- [GOAL] Identify all lines below that hold "styles" and collect them.

## begin RECORDS TO USE

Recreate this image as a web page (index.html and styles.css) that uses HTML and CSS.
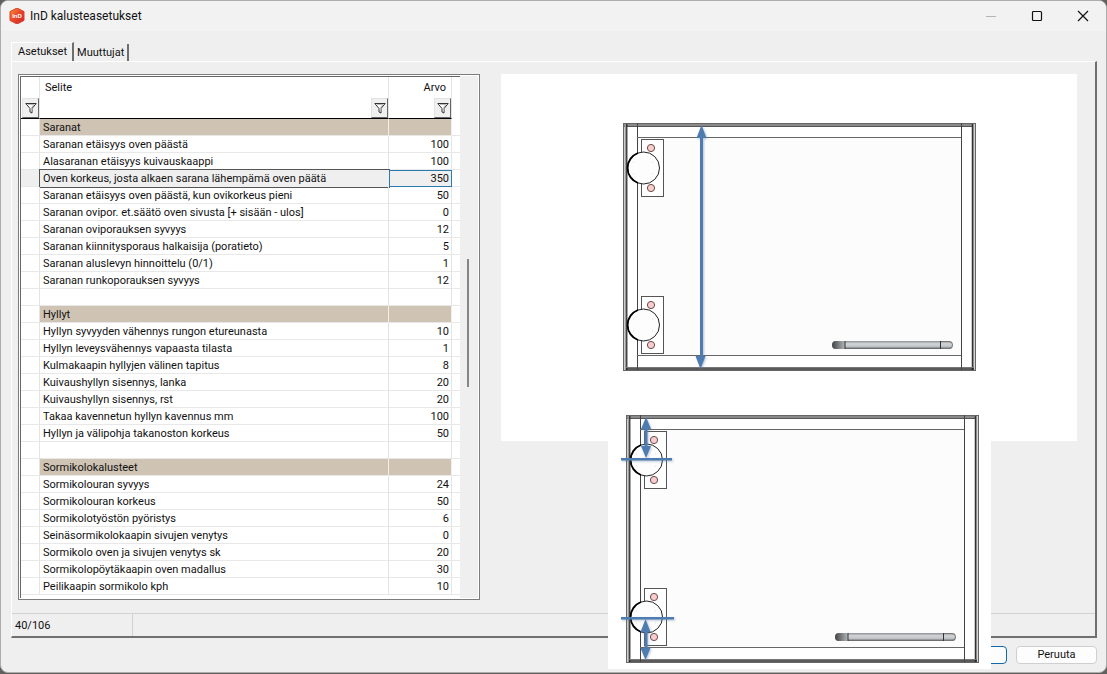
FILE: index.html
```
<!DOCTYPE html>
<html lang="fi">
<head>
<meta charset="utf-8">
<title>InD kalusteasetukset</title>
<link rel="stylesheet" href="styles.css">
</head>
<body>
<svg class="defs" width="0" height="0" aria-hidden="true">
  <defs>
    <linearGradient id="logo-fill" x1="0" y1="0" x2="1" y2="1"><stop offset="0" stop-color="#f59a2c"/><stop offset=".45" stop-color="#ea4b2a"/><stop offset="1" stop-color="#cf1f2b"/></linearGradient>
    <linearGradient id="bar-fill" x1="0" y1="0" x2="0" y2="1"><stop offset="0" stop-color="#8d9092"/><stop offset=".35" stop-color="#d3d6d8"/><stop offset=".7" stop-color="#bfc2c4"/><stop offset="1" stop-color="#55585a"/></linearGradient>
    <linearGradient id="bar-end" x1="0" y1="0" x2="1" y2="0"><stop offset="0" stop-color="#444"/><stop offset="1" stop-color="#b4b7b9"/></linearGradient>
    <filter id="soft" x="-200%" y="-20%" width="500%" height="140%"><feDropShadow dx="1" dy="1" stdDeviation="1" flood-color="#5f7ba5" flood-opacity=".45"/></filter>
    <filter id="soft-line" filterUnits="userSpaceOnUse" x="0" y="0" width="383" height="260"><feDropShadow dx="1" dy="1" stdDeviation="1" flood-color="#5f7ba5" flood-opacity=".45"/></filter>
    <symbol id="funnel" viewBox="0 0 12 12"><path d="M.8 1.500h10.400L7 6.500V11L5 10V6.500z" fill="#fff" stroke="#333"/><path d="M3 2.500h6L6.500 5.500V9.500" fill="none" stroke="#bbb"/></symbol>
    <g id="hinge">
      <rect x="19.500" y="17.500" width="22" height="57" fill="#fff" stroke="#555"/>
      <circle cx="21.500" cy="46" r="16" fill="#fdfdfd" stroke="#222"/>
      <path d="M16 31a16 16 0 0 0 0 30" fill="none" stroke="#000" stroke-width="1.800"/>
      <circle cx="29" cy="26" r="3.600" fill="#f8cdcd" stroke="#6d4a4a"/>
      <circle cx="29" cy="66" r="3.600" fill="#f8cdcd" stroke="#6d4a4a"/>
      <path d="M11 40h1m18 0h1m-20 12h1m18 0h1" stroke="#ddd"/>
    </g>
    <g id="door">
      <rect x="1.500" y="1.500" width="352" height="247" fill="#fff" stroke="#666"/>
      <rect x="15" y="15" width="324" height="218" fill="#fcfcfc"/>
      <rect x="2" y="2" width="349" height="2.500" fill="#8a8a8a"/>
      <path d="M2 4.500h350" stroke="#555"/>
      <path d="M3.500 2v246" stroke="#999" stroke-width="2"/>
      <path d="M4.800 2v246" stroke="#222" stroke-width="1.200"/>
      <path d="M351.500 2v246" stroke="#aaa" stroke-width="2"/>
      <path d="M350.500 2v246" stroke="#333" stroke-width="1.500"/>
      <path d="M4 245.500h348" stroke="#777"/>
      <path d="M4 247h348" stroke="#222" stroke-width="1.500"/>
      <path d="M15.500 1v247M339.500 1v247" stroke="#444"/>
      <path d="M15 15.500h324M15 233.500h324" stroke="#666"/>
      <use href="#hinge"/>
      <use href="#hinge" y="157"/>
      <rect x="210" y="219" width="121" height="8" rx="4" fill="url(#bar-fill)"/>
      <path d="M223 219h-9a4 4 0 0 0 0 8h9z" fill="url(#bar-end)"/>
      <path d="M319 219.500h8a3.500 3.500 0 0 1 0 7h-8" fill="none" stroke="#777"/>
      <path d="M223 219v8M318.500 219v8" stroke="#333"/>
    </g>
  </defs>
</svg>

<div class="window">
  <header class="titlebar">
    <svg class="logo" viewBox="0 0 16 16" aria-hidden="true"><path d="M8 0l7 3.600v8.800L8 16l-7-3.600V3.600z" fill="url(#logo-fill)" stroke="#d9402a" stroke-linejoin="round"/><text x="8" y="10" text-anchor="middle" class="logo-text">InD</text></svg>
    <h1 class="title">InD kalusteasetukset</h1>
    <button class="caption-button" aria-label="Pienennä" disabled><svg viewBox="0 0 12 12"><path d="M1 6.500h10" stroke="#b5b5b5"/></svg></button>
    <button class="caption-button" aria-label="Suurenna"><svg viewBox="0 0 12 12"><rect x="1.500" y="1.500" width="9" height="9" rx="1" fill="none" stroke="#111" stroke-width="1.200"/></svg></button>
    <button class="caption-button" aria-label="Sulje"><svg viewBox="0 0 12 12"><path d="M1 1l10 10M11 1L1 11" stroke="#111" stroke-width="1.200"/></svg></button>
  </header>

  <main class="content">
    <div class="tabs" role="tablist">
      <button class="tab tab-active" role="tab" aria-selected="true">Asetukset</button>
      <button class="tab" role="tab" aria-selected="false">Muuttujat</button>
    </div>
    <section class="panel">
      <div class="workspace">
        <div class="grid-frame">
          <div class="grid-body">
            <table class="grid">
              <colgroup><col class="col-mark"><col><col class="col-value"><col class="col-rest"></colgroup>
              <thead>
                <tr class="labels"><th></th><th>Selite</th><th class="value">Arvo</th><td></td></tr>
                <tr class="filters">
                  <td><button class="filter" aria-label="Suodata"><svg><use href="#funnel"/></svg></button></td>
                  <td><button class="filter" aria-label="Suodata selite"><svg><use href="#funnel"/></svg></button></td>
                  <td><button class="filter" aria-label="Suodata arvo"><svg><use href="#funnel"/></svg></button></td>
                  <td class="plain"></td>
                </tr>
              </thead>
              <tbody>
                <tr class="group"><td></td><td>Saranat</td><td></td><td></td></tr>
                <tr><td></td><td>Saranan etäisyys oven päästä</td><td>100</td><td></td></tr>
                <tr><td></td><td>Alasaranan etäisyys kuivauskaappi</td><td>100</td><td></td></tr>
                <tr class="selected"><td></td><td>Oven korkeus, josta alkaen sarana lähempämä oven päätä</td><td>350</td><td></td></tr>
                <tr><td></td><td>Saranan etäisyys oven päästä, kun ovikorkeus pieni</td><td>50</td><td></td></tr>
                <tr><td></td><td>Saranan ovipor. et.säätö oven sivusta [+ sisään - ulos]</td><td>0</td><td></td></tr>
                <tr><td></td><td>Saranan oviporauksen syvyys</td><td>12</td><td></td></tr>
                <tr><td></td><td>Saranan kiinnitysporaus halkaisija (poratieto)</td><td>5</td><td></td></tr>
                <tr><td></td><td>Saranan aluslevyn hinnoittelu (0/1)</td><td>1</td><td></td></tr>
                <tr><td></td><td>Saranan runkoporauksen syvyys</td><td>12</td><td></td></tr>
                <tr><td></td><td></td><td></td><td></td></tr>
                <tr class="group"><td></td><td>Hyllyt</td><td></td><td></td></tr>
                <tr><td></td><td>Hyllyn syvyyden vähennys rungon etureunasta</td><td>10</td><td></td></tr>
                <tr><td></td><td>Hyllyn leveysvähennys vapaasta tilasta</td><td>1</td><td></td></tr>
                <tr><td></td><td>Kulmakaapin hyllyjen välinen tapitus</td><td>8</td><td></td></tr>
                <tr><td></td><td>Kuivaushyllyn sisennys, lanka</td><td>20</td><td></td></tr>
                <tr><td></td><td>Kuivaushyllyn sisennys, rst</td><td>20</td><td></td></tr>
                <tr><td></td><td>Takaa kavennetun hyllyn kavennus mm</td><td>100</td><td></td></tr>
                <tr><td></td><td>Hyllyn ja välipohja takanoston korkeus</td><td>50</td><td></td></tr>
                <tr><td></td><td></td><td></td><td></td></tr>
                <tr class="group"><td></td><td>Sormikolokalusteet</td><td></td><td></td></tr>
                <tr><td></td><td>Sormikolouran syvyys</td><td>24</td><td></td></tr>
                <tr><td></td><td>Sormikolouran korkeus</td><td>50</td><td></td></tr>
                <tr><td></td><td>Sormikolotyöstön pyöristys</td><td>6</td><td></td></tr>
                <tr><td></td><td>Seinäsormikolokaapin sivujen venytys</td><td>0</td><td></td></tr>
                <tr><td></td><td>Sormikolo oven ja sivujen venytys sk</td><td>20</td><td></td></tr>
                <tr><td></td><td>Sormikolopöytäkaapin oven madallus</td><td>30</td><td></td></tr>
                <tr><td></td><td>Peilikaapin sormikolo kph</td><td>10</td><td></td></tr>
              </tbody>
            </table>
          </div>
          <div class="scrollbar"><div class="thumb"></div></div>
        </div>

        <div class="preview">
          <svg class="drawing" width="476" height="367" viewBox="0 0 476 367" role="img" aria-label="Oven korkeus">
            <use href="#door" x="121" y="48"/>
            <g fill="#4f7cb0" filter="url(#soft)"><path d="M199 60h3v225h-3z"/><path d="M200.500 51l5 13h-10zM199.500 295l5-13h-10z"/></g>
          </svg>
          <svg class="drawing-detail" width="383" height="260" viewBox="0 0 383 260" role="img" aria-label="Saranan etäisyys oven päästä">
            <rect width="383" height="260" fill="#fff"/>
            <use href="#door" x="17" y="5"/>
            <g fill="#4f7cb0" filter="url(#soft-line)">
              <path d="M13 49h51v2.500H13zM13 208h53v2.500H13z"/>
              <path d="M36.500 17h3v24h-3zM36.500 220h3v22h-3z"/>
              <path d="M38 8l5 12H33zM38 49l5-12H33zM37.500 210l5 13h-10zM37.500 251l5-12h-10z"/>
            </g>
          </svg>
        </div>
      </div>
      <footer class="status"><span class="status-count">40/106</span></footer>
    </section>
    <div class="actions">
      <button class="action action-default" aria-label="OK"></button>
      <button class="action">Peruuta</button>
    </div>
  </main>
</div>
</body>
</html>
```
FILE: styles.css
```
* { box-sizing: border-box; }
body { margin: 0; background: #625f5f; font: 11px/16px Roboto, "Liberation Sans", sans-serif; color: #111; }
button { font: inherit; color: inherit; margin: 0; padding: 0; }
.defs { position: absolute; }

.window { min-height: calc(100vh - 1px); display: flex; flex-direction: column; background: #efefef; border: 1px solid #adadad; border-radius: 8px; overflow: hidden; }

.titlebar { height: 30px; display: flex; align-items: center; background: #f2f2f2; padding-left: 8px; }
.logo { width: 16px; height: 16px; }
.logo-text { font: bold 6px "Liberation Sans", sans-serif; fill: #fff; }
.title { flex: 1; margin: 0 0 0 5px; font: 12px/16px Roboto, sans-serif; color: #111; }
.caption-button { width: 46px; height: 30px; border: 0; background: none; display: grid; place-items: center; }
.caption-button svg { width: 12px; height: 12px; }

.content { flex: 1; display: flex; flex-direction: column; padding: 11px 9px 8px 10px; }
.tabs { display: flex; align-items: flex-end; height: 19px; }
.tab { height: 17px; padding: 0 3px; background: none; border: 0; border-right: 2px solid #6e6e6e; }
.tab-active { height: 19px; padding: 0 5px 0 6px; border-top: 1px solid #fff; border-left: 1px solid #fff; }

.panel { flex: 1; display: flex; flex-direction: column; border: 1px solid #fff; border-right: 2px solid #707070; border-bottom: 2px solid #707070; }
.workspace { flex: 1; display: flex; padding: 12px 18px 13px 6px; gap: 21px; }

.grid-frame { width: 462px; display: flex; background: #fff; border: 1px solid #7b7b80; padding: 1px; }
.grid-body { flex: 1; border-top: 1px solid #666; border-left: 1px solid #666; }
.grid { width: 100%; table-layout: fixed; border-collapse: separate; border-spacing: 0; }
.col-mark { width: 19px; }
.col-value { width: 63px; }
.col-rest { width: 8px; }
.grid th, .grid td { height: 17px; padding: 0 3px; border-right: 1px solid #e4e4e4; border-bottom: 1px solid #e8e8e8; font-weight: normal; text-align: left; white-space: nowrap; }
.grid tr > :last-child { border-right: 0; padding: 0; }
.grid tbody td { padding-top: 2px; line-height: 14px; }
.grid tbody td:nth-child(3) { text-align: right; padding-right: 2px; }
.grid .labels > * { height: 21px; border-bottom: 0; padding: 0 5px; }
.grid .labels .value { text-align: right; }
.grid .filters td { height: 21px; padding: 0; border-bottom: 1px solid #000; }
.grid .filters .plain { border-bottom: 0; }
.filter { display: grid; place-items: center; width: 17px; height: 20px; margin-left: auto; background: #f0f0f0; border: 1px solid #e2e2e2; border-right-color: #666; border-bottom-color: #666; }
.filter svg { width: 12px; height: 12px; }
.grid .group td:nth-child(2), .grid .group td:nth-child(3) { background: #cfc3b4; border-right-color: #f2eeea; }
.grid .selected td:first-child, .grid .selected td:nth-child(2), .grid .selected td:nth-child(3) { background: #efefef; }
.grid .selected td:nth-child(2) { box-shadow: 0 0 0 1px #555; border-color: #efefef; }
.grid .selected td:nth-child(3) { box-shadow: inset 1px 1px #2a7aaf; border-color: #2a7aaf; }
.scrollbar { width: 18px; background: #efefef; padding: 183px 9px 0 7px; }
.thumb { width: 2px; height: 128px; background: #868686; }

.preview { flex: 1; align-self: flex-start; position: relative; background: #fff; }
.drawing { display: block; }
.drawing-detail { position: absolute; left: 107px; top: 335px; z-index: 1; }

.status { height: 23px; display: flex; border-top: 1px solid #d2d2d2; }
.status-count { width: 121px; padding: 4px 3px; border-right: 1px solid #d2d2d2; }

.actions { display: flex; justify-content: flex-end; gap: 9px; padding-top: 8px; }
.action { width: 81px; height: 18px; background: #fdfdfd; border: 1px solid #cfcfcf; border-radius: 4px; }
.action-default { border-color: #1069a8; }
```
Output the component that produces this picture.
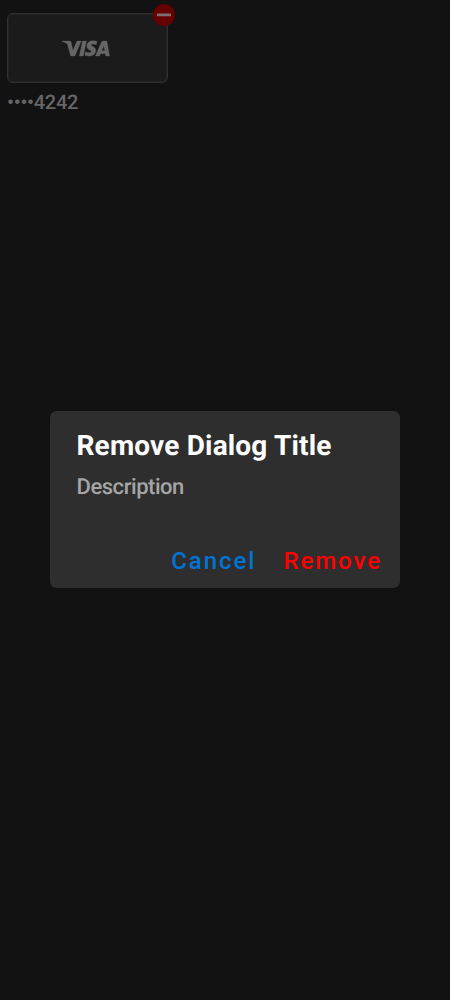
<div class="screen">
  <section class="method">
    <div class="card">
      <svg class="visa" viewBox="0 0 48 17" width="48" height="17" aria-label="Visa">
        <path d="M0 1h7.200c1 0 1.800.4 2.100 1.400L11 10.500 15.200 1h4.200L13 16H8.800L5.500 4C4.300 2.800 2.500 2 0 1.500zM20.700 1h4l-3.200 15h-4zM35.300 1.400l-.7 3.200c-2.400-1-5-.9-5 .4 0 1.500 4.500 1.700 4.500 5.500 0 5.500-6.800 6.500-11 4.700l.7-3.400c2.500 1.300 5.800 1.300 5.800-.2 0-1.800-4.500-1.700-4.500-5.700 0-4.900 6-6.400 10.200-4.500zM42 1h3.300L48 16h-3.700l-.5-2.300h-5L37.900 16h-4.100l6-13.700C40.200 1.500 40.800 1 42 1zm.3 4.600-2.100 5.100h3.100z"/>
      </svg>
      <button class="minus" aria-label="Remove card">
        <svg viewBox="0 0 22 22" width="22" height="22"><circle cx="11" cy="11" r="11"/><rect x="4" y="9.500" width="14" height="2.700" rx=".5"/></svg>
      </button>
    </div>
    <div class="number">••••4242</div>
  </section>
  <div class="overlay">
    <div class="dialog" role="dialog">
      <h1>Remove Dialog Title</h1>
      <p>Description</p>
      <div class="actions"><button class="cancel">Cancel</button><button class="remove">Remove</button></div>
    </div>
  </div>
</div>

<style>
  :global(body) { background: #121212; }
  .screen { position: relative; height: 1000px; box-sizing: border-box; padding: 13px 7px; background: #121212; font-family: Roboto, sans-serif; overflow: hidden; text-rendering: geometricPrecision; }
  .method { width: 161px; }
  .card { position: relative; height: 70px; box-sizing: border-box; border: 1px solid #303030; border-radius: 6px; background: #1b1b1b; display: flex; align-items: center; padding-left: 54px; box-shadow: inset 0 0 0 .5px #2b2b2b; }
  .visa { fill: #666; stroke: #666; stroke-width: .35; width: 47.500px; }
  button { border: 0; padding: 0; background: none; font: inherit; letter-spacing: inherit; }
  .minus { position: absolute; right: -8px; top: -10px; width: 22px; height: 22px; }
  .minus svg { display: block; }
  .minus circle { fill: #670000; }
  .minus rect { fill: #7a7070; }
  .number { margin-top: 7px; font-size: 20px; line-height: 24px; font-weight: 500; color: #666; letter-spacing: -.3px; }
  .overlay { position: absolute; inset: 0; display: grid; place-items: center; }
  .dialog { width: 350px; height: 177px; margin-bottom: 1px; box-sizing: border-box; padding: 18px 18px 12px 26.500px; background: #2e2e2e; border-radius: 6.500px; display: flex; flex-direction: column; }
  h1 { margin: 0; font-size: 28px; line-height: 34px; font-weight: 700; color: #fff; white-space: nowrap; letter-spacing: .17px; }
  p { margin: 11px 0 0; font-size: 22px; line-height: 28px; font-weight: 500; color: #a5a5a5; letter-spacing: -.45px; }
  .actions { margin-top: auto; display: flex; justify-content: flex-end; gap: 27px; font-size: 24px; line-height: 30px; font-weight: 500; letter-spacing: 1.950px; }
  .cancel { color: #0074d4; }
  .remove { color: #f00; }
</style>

## end RECORDS TO USE

- [SOLUTION TO THIS EXERCISE]
Recreate this image as a web page (index.html and styles.css) that uses HTML and CSS.
<link rel="stylesheet" href="styles.css">
FILE: styles.css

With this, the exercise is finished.